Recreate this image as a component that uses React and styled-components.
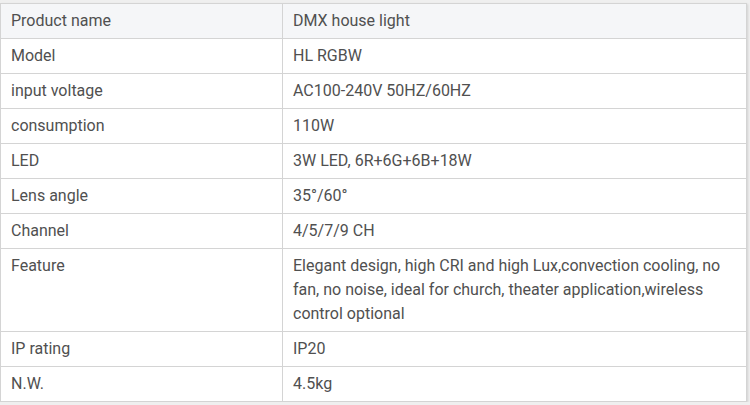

•••••

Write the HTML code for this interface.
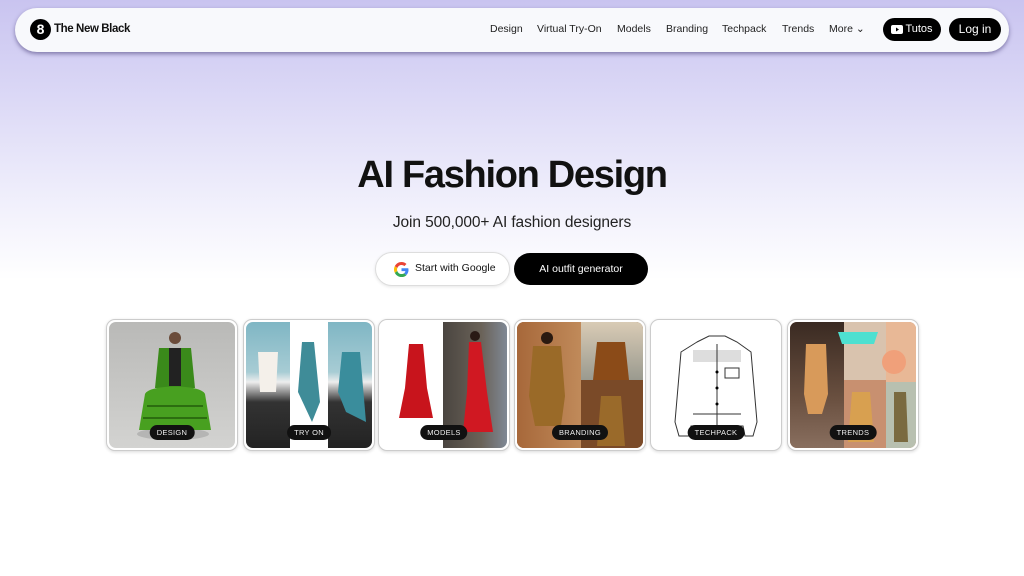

•••••

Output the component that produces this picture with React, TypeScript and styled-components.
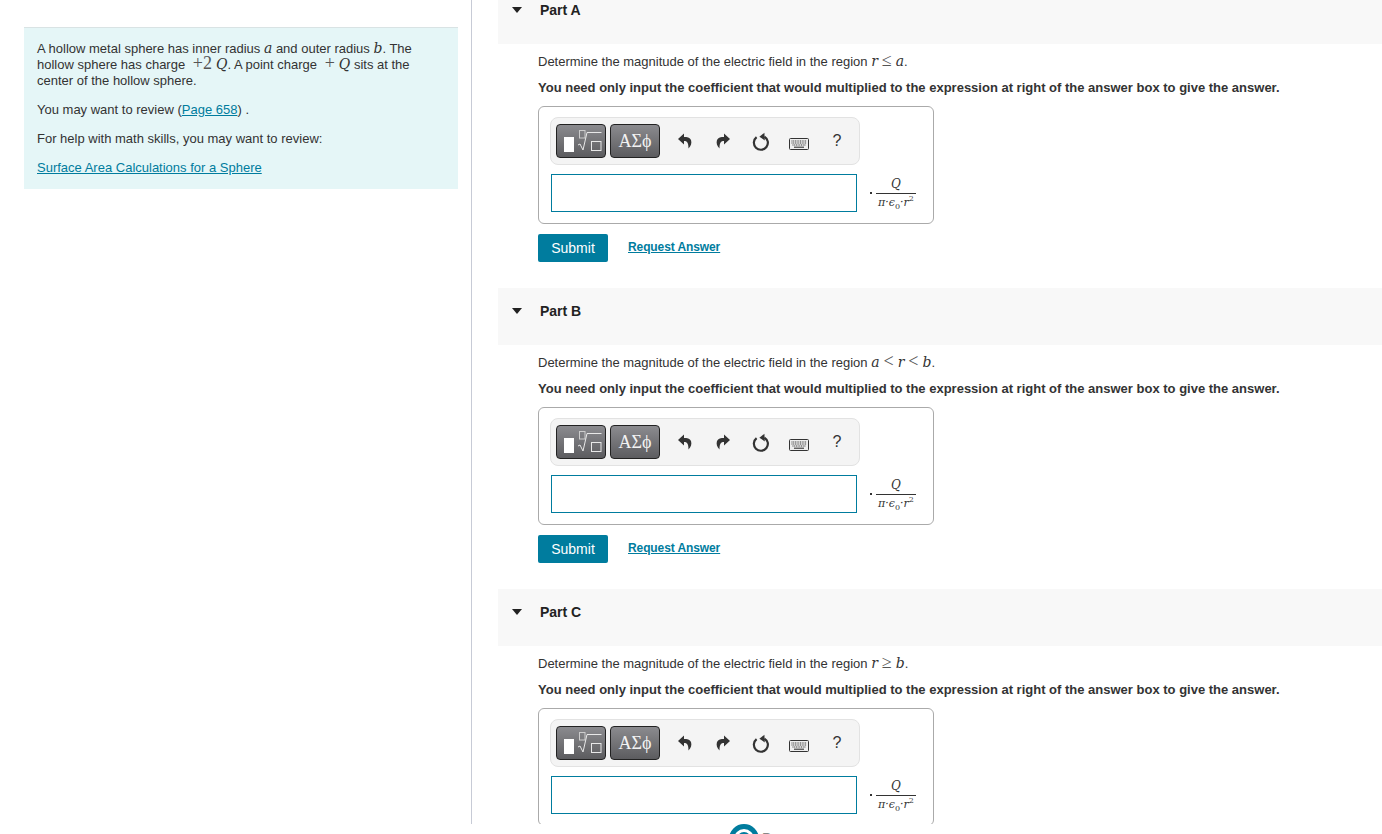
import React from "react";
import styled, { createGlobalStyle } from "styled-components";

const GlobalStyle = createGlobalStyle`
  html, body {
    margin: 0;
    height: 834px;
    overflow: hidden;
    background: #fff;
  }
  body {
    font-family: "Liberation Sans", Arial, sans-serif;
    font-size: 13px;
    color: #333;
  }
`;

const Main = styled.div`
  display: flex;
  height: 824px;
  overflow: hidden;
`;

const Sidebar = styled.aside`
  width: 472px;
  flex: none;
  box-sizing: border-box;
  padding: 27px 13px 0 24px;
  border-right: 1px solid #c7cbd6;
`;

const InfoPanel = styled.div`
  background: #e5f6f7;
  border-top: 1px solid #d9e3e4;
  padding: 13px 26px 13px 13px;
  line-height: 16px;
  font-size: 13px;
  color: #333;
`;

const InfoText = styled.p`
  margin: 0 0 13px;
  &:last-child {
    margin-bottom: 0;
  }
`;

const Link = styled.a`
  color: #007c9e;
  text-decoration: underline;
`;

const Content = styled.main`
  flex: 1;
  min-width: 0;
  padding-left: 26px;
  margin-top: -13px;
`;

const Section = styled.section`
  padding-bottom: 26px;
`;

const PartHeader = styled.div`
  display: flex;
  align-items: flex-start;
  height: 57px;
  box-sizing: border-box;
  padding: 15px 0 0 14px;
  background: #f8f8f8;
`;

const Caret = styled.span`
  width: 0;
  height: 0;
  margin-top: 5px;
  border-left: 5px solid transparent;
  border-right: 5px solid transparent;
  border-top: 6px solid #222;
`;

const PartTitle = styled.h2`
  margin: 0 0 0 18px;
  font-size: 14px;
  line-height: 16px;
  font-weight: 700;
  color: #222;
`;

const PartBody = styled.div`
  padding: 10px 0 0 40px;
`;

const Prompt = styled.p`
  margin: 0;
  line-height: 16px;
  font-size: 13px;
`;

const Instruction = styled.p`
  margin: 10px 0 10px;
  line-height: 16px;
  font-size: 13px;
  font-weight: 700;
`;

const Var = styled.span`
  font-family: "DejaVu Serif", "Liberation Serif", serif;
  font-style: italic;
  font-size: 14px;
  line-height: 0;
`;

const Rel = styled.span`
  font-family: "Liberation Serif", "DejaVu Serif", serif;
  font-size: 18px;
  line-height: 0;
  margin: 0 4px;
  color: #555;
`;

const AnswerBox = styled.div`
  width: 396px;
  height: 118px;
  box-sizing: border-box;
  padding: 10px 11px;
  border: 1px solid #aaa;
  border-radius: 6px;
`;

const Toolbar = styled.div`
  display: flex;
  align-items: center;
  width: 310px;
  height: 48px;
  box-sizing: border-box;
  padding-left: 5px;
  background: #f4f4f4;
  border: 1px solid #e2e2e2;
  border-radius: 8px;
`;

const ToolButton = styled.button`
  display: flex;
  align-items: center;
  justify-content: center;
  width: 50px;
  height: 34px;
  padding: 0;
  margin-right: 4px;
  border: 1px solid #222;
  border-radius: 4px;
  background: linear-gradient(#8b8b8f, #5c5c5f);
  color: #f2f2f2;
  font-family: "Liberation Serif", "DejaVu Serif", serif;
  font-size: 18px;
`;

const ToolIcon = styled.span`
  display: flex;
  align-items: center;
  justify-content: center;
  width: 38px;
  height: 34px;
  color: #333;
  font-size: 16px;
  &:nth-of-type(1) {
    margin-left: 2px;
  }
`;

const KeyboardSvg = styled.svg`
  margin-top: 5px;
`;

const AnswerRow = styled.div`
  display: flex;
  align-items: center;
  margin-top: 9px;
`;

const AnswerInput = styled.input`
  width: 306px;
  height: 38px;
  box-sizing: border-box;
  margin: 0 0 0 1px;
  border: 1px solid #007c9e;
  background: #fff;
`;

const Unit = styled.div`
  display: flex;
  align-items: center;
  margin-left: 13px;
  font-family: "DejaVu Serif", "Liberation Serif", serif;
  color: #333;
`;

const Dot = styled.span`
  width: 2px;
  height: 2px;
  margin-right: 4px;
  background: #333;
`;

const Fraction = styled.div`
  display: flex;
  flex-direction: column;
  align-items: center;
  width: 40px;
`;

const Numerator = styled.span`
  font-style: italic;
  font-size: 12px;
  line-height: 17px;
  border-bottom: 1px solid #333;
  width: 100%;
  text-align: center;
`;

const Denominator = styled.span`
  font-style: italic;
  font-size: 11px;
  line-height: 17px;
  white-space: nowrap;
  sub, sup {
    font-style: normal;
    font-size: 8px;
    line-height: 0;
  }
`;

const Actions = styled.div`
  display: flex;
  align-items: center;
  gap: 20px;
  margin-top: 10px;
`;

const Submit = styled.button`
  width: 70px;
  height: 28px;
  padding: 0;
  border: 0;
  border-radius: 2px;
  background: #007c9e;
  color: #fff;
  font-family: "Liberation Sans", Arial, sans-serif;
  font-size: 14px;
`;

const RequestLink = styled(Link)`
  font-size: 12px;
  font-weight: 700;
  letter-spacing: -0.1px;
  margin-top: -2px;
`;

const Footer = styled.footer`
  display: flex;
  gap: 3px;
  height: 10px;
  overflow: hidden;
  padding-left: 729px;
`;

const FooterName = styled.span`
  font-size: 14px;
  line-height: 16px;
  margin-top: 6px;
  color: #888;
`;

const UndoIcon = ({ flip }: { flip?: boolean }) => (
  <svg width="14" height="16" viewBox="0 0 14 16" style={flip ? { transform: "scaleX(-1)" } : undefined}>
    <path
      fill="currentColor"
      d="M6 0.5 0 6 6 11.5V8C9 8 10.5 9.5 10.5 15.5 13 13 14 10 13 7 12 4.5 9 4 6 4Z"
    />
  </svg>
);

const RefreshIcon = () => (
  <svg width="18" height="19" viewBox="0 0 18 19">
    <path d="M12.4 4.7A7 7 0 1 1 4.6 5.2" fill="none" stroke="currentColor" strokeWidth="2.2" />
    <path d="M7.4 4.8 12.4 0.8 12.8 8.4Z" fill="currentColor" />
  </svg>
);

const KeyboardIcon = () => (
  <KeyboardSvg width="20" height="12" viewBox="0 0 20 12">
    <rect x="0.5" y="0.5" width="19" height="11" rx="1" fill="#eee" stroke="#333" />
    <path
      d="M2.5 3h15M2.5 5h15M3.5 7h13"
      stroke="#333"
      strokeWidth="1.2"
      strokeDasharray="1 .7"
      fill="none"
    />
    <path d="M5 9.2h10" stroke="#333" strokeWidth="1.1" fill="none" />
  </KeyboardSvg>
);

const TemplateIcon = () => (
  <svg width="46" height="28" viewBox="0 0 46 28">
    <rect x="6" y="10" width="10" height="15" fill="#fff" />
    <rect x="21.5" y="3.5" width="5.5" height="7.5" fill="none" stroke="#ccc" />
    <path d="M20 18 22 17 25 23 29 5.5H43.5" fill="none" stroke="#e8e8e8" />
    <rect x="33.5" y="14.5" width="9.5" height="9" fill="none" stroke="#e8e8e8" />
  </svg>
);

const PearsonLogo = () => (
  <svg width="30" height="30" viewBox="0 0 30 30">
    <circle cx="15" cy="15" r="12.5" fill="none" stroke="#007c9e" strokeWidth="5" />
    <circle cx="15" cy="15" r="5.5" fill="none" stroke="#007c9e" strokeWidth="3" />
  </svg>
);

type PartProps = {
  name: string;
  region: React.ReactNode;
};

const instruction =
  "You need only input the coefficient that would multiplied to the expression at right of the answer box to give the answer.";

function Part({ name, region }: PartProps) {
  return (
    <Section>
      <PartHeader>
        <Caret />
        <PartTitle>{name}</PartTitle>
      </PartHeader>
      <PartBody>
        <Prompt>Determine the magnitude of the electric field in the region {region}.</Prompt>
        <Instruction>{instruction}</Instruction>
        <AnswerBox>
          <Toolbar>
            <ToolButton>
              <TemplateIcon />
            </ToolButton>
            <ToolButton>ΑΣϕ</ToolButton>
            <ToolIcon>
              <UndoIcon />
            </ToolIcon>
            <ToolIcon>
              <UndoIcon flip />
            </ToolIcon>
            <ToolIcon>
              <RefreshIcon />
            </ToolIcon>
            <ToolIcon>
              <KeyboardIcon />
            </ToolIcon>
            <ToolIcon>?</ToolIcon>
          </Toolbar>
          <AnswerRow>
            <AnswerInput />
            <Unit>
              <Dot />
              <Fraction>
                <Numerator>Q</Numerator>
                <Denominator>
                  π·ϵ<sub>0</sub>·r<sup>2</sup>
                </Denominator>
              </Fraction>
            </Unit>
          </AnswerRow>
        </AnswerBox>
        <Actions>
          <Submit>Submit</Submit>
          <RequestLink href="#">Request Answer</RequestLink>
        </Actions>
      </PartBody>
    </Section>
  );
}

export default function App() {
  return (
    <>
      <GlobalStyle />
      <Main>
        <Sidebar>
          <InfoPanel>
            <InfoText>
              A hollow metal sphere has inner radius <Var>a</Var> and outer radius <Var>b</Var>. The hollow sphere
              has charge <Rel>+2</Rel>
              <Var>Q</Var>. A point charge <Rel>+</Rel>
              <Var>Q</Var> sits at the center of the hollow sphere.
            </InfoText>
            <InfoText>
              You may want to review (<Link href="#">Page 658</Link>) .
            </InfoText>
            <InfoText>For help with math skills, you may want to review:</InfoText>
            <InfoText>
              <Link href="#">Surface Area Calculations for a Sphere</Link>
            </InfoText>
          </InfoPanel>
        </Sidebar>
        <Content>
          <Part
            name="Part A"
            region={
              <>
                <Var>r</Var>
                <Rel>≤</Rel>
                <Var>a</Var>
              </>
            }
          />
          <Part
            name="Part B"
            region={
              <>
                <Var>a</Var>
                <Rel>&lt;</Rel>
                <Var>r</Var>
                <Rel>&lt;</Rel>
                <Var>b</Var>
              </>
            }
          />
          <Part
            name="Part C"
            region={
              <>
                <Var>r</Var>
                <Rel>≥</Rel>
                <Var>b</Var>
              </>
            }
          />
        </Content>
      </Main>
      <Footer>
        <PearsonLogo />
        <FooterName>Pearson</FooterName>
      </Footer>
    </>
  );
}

•••••

== GOAL ==
From the data above, copy each line where the string "React" appears.

== COMPLETE OUTPUT ==
Recreate this image as a component that uses React and styled-components.
Output the component that produces this picture with React, TypeScript and styled-components.
import React from "react";
  region: React.ReactNode;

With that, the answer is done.